Mises Daily Articles
Why Larry Summers Doesn’t Understand Economic Inequality
A good chunk of the debate over inequality today centers around what Milton Friedman identified as “the tendency to assume that there is a fixed pie, that one party can gain only at the expense of another.” This fallacy is one that any student of economics is familiar with, but the layman may not be: the fixed pie fallacy. The fixed pie fallacy is synonymous with the zero-sum fallacy in economics: that anyone’s benefit comes at someone else’s expense. In other words, if one person earns a dollar, someone else is worse off by a dollar. We know the logic behind the fallacy is faulty because if it were true, no transactions would take place. People aren’t so misinformed that they would remain blind to coming out the loser in half the transactions they take part in.
Well, maybe I’ve spoken too soon in saying that only the layman would be unfamiliar with this fallacy. Weighing in on the income inequality debate in a piece at the Financial Times, former Harvard President Larry Summers attempted to quantify how much better off most Americans would be had inequality remained at 1979 levels. “If the US had the same income distribution it had in 1979, the bottom 80 per cent of the population would have $1tn — or $11,000 per family — more. The top 1 per cent $1tn — or $750,000 — less,” writes Summers.
Quoctrung Bui of NPR reported on Summers’s argument and broke it down even further, estimating the benefits by income quintile. Under the 1979 income distribution, the bottom 20 percent would be earning $3,282 more, the next 20 percent $6,928 more, the middle 20 percent $8,752 more, and the next 19 percent would be earning $17,311 more. This only leaves the demonized top 1 percent, which would be earning $824,844 less.
Bui was intellectually honest enough in his reporting of Summers’s argument that he included this comment: “Of course, this is a purely theoretical exercise. It combines two different worlds: an economy as big as today's, but with 1979 levels of inequality. Some economists would argue that this could never exist, because economic growth has been driven by forces, such as globalization and technological change, that have also driven up inequality.” A question that must be answered is whether or not the economic pie would be smaller, the same size, or larger had inequality not risen by the same extent since the late 70s. The consensus among rich countries is the last option: that inequality, contrary to popular belief, actually promotes growth. Quoting Harvard economist Robert Barro in the Journal of Economic Growth, “higher inequality tends to retard growth in poor countries and encourage growth in richer places.” Even Jared Bernstein in a report for the liberal Center for American Progress stated “there is not enough concrete proof to lead objective observers to unequivocally conclude that inequality has held back growth.”
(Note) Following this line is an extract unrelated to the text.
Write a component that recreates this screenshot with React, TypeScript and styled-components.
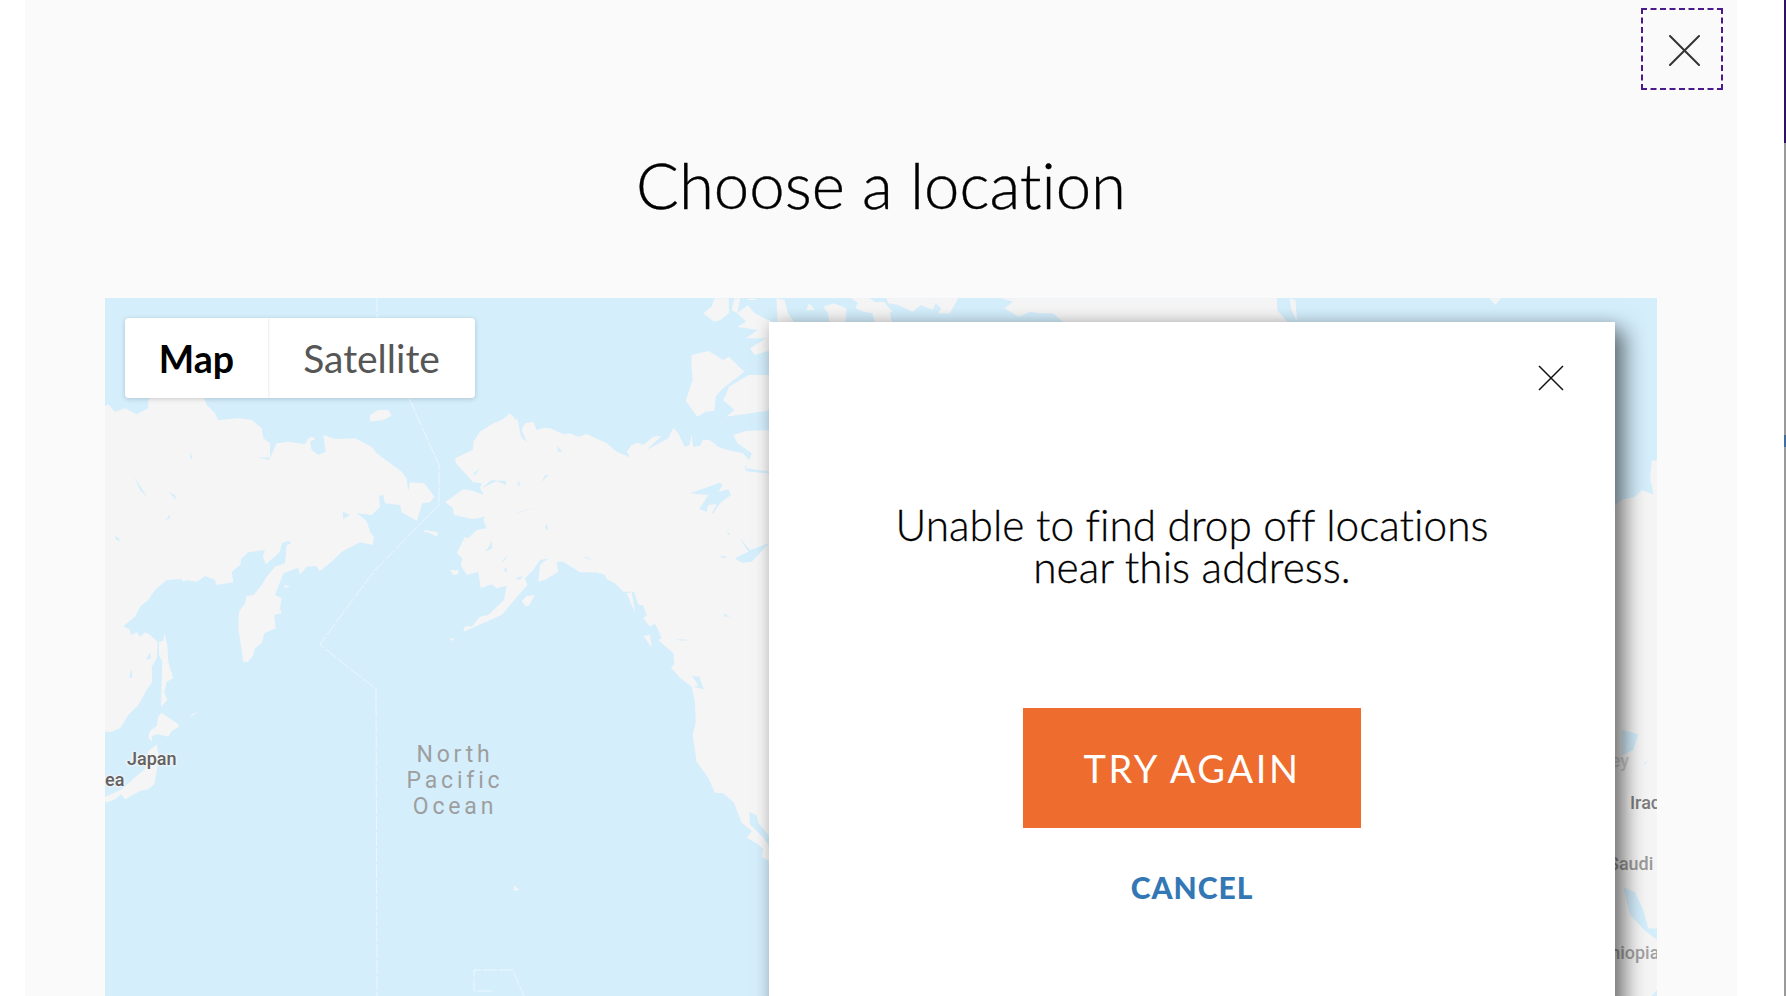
import styled, { createGlobalStyle } from 'styled-components';

const GlobalStyle = createGlobalStyle`
  html, body {
    margin: 0;
    padding: 0;
    height: 100%;
    background: #fff;
    overflow: hidden;
    font-family: 'Lato', 'Liberation Sans', sans-serif;
    font-variant-ligatures: none;
  }
`;

const Page = styled.div`
  display: flex;
  width: 1786px;
  height: 996px;
  overflow: hidden;
`;

const Modal = styled.div`
  display: flex;
  flex-direction: column;
  width: 1712px;
  margin-left: 25px;
  background: #fafafa;
`;

const ModalHeader = styled.div`
  display: flex;
  justify-content: flex-end;
  padding: 8px 14px 0 0;
`;

const CloseButton = styled.button`
  display: flex;
  align-items: center;
  justify-content: center;
  width: 82px;
  height: 82px;
  padding: 1px 0 0 4px;
  box-sizing: border-box;
  border: 2px dashed #4a1a8c;
  background: none;
`;

const Title = styled.h1`
  margin: 43px 0 0;
  height: 165px;
  text-align: center;
  font-size: 63.5px;
  line-height: 104px;
  font-weight: 300;
  color: #000;
  -webkit-text-stroke: 0.4px #000;
`;

const MapArea = styled.div`
  position: relative;
  flex: 1;
  margin: 0 80px;
  overflow: hidden;
  background: #d4eefc;
`;

const MapDrawing = styled.svg`
  position: absolute;
  inset: 0;
  display: block;
`;

const PlaceLabel = styled.span<{ $x: number; $y: number; $tone?: string }>`
  position: absolute;
  left: ${(p) => p.$x}px;
  top: ${(p) => p.$y}px;
  font-family: 'Roboto', sans-serif;
  font-size: 18px;
  line-height: 20px;
  font-weight: 500;
  color: ${(p) => p.$tone || '#616161'};
  text-shadow: 0 0 3px #f5f5f5, 0 0 3px #f5f5f5, 0 0 3px #f5f5f5;
  white-space: nowrap;
`;

const OceanLabel = styled.div`
  position: absolute;
  left: 250px;
  top: 444px;
  width: 200px;
  text-align: center;
  font-family: 'Roboto', sans-serif;
  font-size: 23px;
  line-height: 26px;
  letter-spacing: 3.8px;
  color: #9e9e9e;
`;

const MapTypeSwitch = styled.div`
  position: absolute;
  left: 20px;
  top: 20px;
  display: flex;
  width: 350px;
  height: 80px;
  border-radius: 4px;
  overflow: hidden;
  background: #fff;
  box-shadow: 0 1px 5px rgba(0, 0, 0, 0.18);
`;

const MapTypeTab = styled.div<{ $active?: boolean }>`
  display: flex;
  align-items: center;
  justify-content: center;
  width: ${(p) => (p.$active ? '143px' : '207px')};
  font-size: ${(p) => (p.$active ? '37.5px' : '39px')};
  font-weight: ${(p) => (p.$active ? 700 : 400)};
  color: ${(p) => (p.$active ? '#000' : '#565656')};
  box-shadow: ${(p) => (p.$active ? '0 0 3px rgba(0, 0, 0, 0.14)' : 'none')};
`;

const Dialog = styled.div`
  position: absolute;
  left: 664px;
  top: 24px;
  bottom: -40px;
  width: 846px;
  display: flex;
  flex-direction: column;
  align-items: center;
  background: #fff;
  box-shadow: 10px 8px 20px rgba(0, 0, 0, 0.5), 0 0 14px rgba(0, 0, 0, 0.12);
`;

const DialogClose = styled.button`
  align-self: flex-end;
  display: flex;
  padding: 0;
  margin: 43px 51px 0 0;
  border: none;
  background: none;
`;

const Message = styled.p`
  margin: 113px 0 0;
  text-align: center;
  font-size: 42.4px;
  line-height: 42px;
  font-weight: 300;
  color: #000;
  -webkit-text-stroke: 0.3px #000;
`;

const PrimaryButton = styled.button`
  width: 338px;
  height: 120px;
  margin-top: 120px;
  border: none;
  background: #ee6c2e;
  color: #fff;
  font-family: inherit;
  font-size: 38px;
  font-weight: 400;
  letter-spacing: 2.6px;
`;

const TextButton = styled.button`
  margin-top: 39px;
  padding: 0;
  border: none;
  background: none;
  color: #3378b5;
  font-family: inherit;
  font-size: 30px;
  line-height: 40px;
  font-weight: 900;
  letter-spacing: 1px;
`;

const Rail = styled.div`
  display: flex;
  flex-direction: column;
  width: 2px;
  margin-left: 47px;
`;

const RailPart = styled.div<{ $color: string; $height?: number }>`
  background: ${(p) => p.$color};
  flex: ${(p) => (p.$height ? `0 0 ${p.$height}px` : 1)};
`;

// land outlines were traced from crops of the map, so each one keeps its crop origin and scale
const P = (ox: number, oy: number, list: string, sx = 3, sy = 3) =>
  list
    .trim()
    .split(/\s+/)
    .map((pair) => {
      const [x, y] = pair.split(',').map(Number);
      return `${(ox + x / sx).toFixed(1)},${(oy + y / sy).toFixed(1)}`;
    })
    .join(' ');

const asia = P(105, 395, `-5,35 10,28 30,50 60,40 95,58 130,40 130,15 160,-10 290,-10 305,30 330,55 340,75 400,70 440,75 470,100 475,130 495,145 495,188 460,186 492,196 515,145 550,140 600,148 610,130 620,125 632,132 615,140 620,165 640,180 662,170 655,120 690,132 750,130 800,155 815,175 890,230 905,250 910,288 915,262 958,265 988,305 975,322 952,325 936,377 890,352 885,330 840,325 835,300 822,302 825,335 800,360 755,355 785,378 795,410 807,425 803,450 765,442 710,470 680,500 645,528 632,513 605,515 585,538 580,518 535,535 510,600 530,610 525,640 530,655 508,660 512,700 478,715 470,745 450,760 445,780 430,800 415,800 400,700 402,650 420,625 425,603 445,600 470,570 485,545 510,515 540,505 545,450 560,445 550,438 530,445 525,470 483,508 473,485 480,465 430,472 410,490 405,510 380,530 385,562 335,570 330,555 300,543 275,560 245,555 235,560 230,552 185,555 150,585 130,615 105,635 90,665 55,693 75,705 78,720 95,712 105,725 120,712 135,720 158,740 155,790 140,815 142,860 125,885 100,930 70,960 45,1000 15,1012 -5,1008`);

const asiaLakes = [
  '88,245 100,265 128,308 105,285',
  '190,290 215,315 210,300',
  '195,358 182,375 195,370',
  '30,420 47,437 33,435',
  '258,170 262,190 255,190',
  '713,350 735,360 715,372',
  '80,820 82,848 72,848',
  '135,772 122,795 138,790',
].map((l) => P(105, 395, l));

const northAmerica =
  P(430, 395, `240,55 258,75 262,70 270,110 275,130 290,140 275,105 285,85 310,80 320,105 342,98 360,100 400,118 420,115 445,125 470,117 530,145 560,170 600,187 590,170 605,150 625,143 640,150 670,125 695,122 650,165 715,130 730,98 745,115 765,155 778,150 785,118 790,155 810,152 818,135 840,135 865,155 895,165 940,175 965,205 945,215 948,228 990,233 1100,225 1100,1500`) +
  ' ' +
  P(430, 656, `1100,1020 1100,625 1017,615 995,603 1000,580 985,565 950,545 965,525 935,500 912,440 880,412 855,410 835,365 800,318 795,285 788,235 797,200 795,140 785,92 750,65 723,35 733,25 730,0`) +
  ' ' +
  P(430, 395, `755,850 725,815 735,810 730,775 685,735 695,730 675,685 660,695 640,670 650,660 640,632 625,628 612,590 590,595 615,655 605,590 580,590 555,565 530,553 525,540 500,532 450,532 400,500 380,500 385,530 345,555 325,560 330,510 355,490 330,495 310,525 285,550 292,570 215,660 100,710 105,693 125,695 150,665 175,660 222,615 230,572 200,580 185,568 152,580 145,530 110,540 92,510 97,490 80,475 105,425 115,430 140,405 170,400 160,375 165,365 130,372 72,360 68,338 45,322 100,283 120,285 162,300 150,278 155,265 130,262 78,205 75,190 128,165 130,140 150,110 190,85 215,75`);

const naLakes = [
  '780,295 870,263 878,270 865,290 895,283 903,300 870,325 850,355 845,355 860,328 835,330 830,350 808,342 835,300',
  '930,430 960,465 1017,445 965,500 935,503 915,490 955,470',
  '868,483 895,485 880,490',
  '890,410 900,415 895,420',
  '880,655 900,665 885,665',
  '738,732 780,735 755,737',
  '250,358 328,335 270,350',
  '345,240 355,240 335,262',
  '380,152 398,170 385,170',
  '350,385 355,405 345,400',
  '130,235 150,222 135,240',
  '185,435 187,460 165,470 180,450',
  '235,480 210,505 225,495',
  '265,255 272,272 263,272',
  '183,256 228,258 228,270 200,258 155,280',
  '455,485 490,497 470,487',
  '220,520 232,520 228,535',
  '255,550 278,542 270,555',
  // inlets along the arctic coast on the right
  '770,0 795,28 820,65 855,45 865,5 895,0 880,25 895,45 940,45 890,70 905,90 975,90 1005,103 990,112 915,125 930,150 965,160 980,190 1017,190 1017,235 948,228 945,215 965,205 940,175 895,165 865,155 840,135 818,135 810,152 790,155 785,118 778,150 765,155 745,115 730,98',
].map((l) => P(430, 395, l));

const archipelago = [
  '20,225 50,213 75,240 85,230 112,275 75,325 62,350 60,392 45,395 30,410 10,362 22,300 20,260',
  '160,210 130,225 122,205 150,175 115,175 135,150 100,140 115,125 100,100 118,75 130,100 160,125',
  '160,285 120,285 85,320 80,345 75,360 95,390 80,410 160,390',
  '160,450 115,453 93,465 100,490 125,520 115,565 160,575',
  '40,100 55,80 60,55 85,55 85,100 70,120 60,125',
  '95,55 105,55 100,100 90,90',
  '125,55 135,60 115,60',
  '168,55 182,60 188,100 200,130 170,130',
  '225,70 235,90 220,90',
  '250,80 268,70 290,85 288,130 260,130 258,100',
  '298,55 330,55 340,66 355,65 370,95 365,100 370,130 340,130 335,100 320,95 305,85 310,70',
  '360,55 485,55 480,70 470,100 450,100 455,85 445,70 440,90 420,75 405,95 380,75 362,70',
  '555,55 1040,55 1040,90 1060,130 670,130 650,100 625,100 610,95 590,110 565,85 580,65 560,55',
  '1062,55 1072,60 1075,125 1065,90',
  '1410,55 1430,55 1420,75',
].map((l) => P(680, 280, l, 1.742, 3));

const islands = [
  P(105, 395, '795,60 820,45 850,45 860,62 835,75 795,80'),
  P(105, 395, '958,405 1000,412 995,425 975,415 958,410'),
  P(105, 395, '178,715 187,750 190,800 205,850 185,860 178,890 187,915 168,935 172,800 162,780 162,740 175,738'),
  P(105, 395, '540,570 555,575 538,580'),
  P(105, 656, '170,170 220,205 222,213 200,225 190,242 160,235 140,240 142,258 130,245 135,225 155,210 160,180'),
  P(105, 656, '155,265 160,300 155,345 148,385 130,400 105,405 60,430 48,415 30,430 5,440 -5,425 50,400 95,360 120,340 130,285'),
  P(105, 656, '280,165 255,185 262,175'),
  P(105, 395, '200,-30 230,-30 240,-15 205,-15'),
  P(430, 395, '290,603 315,600 298,630 288,635 275,618'),
  P(430, 395, '60,525 85,525 85,538 70,540'),
  P(430, 395, '60,728 75,732 62,738'),
  P(430, 395, '640,722 660,720 665,758'),
  P(430, 656, '252,688 268,702 252,704'),
];

const farEast = P(1580, 280, '231,395 215,395 210,435 215,450 220,470 185,460 165,475 130,480 90,500 90,1600 231,1600', 3, 2.19);
const farEastWater = [
  '125,985 175,995 160,1030 125,1040',
  '190,1058 205,1053 195,1060',
  '130,1330 165,1340 190,1380 205,1420 231,1420 231,1445 195,1425 150,1390',
  '231,1555 215,1568 231,1575',
].map((l) => P(1580, 280, l, 3, 2.19));

const bajaStrait = P(430, 656, '958,468 980,478 985,500 1017,540 1017,570 1000,545 960,505');
const pugetSound = P(430, 656, '785,60 808,62 822,100 790,92 805,90 795,72');

const borders = [
  '377,298 377,318',
  '409,398 439,465 439,500 439,505 375,570 320,644 323,647 376,689 377,996',
  `${P(430, 656, '185,1005 132,1005 132,942 248,942 282,1020')}`,
];

const App = () => {
  return (
    <Page>
      <GlobalStyle />
      <Modal>
        <ModalHeader>
          <CloseButton aria-label="Close">
            <svg width="32" height="32" viewBox="0 0 32 32">
              <path d="M2 2 L31 31 M31 2 L2 31" stroke="#333" strokeWidth="2" strokeLinecap="round" />
            </svg>
          </CloseButton>
        </ModalHeader>
        <Title>Choose a location</Title>
        <MapArea>
          <MapDrawing width="1552" height="698" viewBox="105 298 1552 698">
            <g fill="#f5f5f5">
              <polygon points={asia} />
              <polygon points={northAmerica} />
              <polygon points={farEast} />
              {islands.map((pts) => (
                <polygon key={pts} points={pts} />
              ))}
            </g>
            <g fill="#d4eefc">
              {[...asiaLakes, ...naLakes, ...farEastWater, bajaStrait, pugetSound].map((pts) => (
                <polygon key={pts} points={pts} />
              ))}
            </g>
            <g fill="#f5f5f5">
              {archipelago.map((pts) => (
                <polygon key={pts} points={pts} />
              ))}
            </g>
            <g fill="none" stroke="#eef7fc" strokeWidth="1" strokeDasharray="14 2">
              {borders.map((pts) => (
                <polyline key={pts} points={pts} />
              ))}
            </g>
          </MapDrawing>
          <PlaceLabel $x={22} $y={451}>Japan</PlaceLabel>
          <PlaceLabel $x={0} $y={472}>ea</PlaceLabel>
          <PlaceLabel $x={1525} $y={495} $tone="#7d7d7d">Iraq</PlaceLabel>
          <PlaceLabel $x={1503} $y={556} $tone="#9a9a9a">Saudi</PlaceLabel>
          <PlaceLabel $x={1489} $y={645} $tone="#a2a2a2">Ethiopia</PlaceLabel>
          <PlaceLabel $x={1470} $y={453} $tone="#d2d2d2">Turkey</PlaceLabel>
          <OceanLabel>
            North
            <br />
            Pacific
            <br />
            Ocean
          </OceanLabel>
          <MapTypeSwitch>
            <MapTypeTab $active>Map</MapTypeTab>
            <MapTypeTab>Satellite</MapTypeTab>
          </MapTypeSwitch>
          <Dialog>
            <DialogClose aria-label="Dismiss">
              <svg width="26" height="26" viewBox="0 0 26 26">
                <path d="M1 1 L25 25 M25 1 L1 25" stroke="#111" strokeWidth="1.5" />
              </svg>
            </DialogClose>
            <Message>
              Unable to find drop off locations
              <br />
              near this address.
            </Message>
            <PrimaryButton>TRY AGAIN</PrimaryButton>
            <TextButton>CANCEL</TextButton>
          </Dialog>
        </MapArea>
      </Modal>
      <Rail>
        <RailPart $color="#2f1160" $height={143} />
        <RailPart $color="#9a9a9a" $height={292} />
        <RailPart $color="#3f6f9f" $height={12} />
        <RailPart $color="#9a9a9a" />
      </Rail>
    </Page>
  );
};

export default App;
Since we know that rising inequality has promoted growth above what it has otherwise been, we can’t simply look at economic output today and figure out how much each quintile would be earning had the income distribution remained at its 1979 levels. A good exercise would be to compare current levels of output and earnings distribution against the counterfactual: a smaller economy with 1979 levels of distribution.
In a recent debate hosted by Intelligence Squared U.S., Scott Winship of the Brookings Institution did what I outline. In his opening remarks, he argued:
So, essentially if you enlarge the pie enough, the economic pie enough, then the poor and middle class actually can get more pie even if their slice becomes skinnier.
If you claim that absent rising inequality, the middle class would have had thousands of dollars more than they did, as you sometimes hear, there are a couple of really big assumptions hidden behind that. One is that if we had capped the incomes at the top, that the economic pie would have become just as big as it actually did. The second assumption is that if we had capped those incomes, then essentially the proceeds would be equally distributed across the population. Now, in actuality, if we somehow managed to cap the incomes of the top 1 percent, what would likely happen is we'd be shifting incomes to knowledge workers and professionals who are in the upper middle class or in the rest of the top 10 percent.
To see how important these assumptions actually are, consider one possible outcome if we had successfully held the top 1 percent’s income share in 2007 to their 1979 level, okay? So assume, for sake of argument, that, that would have reduced economic growth, not by a lot, say, by 8 percent. And assume that the middle 20 percent, instead of receiving 20 percent of the proceeds from this redistribution, got 13 percent of the proceeds. Well, I've done the math, and what it works out to is that in this scenario the middle class actually would be no better off for having limited the increases at the top.
So, when we take into account the effects that inequality has on economic growth into the equation, Summers’s purely theoretical exercise becomes just that, a purely theoretical exercise. Quintiles at different levels of income distribution would not be thousands of dollars better off had inequality remained the same as it had in 1979 for the past thirty years, because the economy would not have grown by the same amount. We don’t even know if they would be any better off at all. The fixed pie fallacy may make for good politics, but it has no place in economic analysis.